Cherry Hill sixth- and seventh-grade students will not be pulling double-duty in language arts for at least one more year.
Administrators in Cherry Hill Public Schools have decided to not move forward with a proposal from the principals of the three middle schools to increase language arts classes from 45 to 100 minutes for sixth- and seventh-grade students for next year.
Assistant Superintendent Joseph Meloche said the district is opting to take a step back and look more closely at the middle school principals’ proposal.
“We really need the time to study this in-depth,” Meloche said.
At the board of education curriculum and instruction subcommittee meeting on March 2, a proposal was brought forward to double language arts instruction in a similar fashion to a pilot program in place for Beck Middle School’s sixth grade.
In 2012–13, the school district began the pilot program at Beck to increase students’ growth in reading, provide more one-on-one time between students and their language arts teachers and increase the depth of students’ reading experiences across many genres.
To make room for a double period of language arts, the three principals proposed making world language an “exploratory” class where it would join art, music and STEM classes in only being taught for one-quarter of the school year rather than full-time.
The district decided not to move forward with the proposal because of numerous questions and concerns from board members and parents. One of the larger concerns with parents was having world language as an exploratory class.
Parent Austin Cohen said the district should be striving to enrich students across all subject areas rather than just language arts and math.
“Foreign language may help with understanding and testing,” he said.
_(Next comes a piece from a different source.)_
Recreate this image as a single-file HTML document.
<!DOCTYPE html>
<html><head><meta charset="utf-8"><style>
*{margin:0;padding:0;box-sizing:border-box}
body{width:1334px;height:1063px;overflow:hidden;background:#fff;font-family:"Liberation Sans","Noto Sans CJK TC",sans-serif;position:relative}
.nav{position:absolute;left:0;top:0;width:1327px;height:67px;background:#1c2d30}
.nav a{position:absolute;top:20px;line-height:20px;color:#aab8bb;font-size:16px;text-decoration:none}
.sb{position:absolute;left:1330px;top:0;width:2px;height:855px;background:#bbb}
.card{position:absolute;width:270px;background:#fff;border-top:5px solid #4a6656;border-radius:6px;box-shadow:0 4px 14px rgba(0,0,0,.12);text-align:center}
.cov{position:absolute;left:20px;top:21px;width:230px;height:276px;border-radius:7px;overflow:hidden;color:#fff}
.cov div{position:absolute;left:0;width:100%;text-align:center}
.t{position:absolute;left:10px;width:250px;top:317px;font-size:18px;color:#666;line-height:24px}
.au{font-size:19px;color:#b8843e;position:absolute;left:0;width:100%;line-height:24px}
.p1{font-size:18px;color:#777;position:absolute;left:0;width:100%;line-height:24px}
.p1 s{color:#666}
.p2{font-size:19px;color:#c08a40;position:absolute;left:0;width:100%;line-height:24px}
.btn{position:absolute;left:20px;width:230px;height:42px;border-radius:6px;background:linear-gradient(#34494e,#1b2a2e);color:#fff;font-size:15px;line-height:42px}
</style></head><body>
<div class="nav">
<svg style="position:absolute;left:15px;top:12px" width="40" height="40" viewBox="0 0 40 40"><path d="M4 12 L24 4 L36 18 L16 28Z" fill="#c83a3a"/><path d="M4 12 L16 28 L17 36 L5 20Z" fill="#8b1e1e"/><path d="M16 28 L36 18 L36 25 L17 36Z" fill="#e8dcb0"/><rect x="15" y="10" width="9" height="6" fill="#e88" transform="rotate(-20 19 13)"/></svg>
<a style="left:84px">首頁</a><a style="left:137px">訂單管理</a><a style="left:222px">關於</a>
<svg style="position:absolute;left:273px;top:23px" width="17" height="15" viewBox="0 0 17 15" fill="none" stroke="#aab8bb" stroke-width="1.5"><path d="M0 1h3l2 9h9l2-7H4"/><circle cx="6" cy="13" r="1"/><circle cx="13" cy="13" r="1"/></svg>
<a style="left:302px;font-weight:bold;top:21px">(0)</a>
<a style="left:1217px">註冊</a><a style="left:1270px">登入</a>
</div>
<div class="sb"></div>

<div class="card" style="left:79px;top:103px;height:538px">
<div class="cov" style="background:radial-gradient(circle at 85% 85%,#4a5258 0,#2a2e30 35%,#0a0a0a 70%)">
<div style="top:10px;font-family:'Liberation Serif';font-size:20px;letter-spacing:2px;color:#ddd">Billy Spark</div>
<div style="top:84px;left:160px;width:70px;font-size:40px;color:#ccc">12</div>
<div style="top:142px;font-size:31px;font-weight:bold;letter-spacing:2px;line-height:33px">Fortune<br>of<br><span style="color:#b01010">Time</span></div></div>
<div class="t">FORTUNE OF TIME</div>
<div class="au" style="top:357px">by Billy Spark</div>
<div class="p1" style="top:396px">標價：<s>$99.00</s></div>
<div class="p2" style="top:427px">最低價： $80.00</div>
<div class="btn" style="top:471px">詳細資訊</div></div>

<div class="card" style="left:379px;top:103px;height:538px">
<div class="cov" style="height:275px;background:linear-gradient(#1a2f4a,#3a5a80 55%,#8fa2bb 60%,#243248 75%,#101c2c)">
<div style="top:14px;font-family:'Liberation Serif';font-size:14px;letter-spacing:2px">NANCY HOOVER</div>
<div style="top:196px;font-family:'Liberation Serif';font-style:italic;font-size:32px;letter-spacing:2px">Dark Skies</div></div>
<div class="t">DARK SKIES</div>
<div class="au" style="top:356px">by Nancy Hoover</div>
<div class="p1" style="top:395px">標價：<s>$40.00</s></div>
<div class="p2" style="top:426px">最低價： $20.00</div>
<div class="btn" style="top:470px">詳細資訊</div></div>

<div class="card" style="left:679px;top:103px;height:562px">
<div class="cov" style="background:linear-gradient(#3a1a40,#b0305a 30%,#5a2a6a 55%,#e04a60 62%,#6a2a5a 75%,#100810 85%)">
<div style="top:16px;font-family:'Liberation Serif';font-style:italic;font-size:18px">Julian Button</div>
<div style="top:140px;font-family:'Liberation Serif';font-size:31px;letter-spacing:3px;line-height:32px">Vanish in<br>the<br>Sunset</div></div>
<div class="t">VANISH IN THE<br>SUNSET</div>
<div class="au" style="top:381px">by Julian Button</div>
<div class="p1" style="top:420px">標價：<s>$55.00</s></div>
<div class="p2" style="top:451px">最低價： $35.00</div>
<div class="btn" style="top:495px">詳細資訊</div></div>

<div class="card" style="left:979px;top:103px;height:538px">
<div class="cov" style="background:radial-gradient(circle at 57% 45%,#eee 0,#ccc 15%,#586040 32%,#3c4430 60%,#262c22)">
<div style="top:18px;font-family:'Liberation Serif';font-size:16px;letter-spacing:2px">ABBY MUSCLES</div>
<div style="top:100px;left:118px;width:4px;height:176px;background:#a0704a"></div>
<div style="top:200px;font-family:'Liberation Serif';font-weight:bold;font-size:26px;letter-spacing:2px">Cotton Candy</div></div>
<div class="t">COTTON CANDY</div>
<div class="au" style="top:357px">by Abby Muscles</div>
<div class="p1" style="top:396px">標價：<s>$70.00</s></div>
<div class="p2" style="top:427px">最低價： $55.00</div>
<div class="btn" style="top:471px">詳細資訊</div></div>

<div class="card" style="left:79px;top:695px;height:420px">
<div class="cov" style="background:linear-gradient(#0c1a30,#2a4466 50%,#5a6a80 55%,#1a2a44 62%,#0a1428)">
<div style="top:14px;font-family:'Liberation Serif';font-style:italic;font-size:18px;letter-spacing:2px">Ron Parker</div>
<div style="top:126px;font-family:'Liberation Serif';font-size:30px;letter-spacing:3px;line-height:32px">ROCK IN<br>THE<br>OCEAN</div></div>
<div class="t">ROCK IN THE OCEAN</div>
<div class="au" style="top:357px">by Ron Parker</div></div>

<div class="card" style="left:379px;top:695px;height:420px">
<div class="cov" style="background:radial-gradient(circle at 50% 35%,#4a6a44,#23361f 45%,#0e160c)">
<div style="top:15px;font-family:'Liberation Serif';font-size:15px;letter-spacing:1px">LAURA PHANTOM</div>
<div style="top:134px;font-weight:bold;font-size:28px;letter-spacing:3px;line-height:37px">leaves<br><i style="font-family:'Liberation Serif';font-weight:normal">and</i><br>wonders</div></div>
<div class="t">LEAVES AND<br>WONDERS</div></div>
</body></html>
Another parent, Lisa Cohen, was similarly upset about reducing world language instruction time, saying a full-year class is necessary with the ever-growing global world.
As part of the proposal, the school district surveyed a number of surrounding school districts, including Haddonfield, Collingswood, Voorhees, Marlton and Mt. Laurel. None of those school districts offered world language class on a daily basis.
Concerns were also raised with the effectiveness of the program. According to the district’s data, students participating in Beck’s pilot program say their proficiency scores in language arts increased much more than their peers at Carusi and Rosa middle schools.
However, some board members felt more data was needed, particularly to see if the growth was being sustained through middle school and into high school. Board member Lisa Saidel suggested they look at this year’ Beck eighth grade, the first class to participate in the pilot program, and see if they go into high school next year better prepared than previous eighth-grade students.
Board member Sherrie Cohen was concerned about the growth of minority students. She said data she looked at found 48 percent of minority students in sixth grade at Beck were not proficient in language arts.
“We’re still missing the mark with our minority population,” she said.
Austin Cohen felt increasing language arts instruction wasn’t going to fix the school’s proficiency scores in the long-term. He felt the district should put a greater focus on improving literacy in elementary school.
“The problem is we need to make the students better readers in the elementary schools,” he said.
The district hasn’t completely ruled out increasing language arts instruction in the future. Meloche said a committee consisting of administrators and staff from all three middle schools as well as their respective PTAs will be formed in the coming months and will meet to see where the district can move forward. Meloche added the pilot program will continue in Beck’s sixth grade in 2015–16.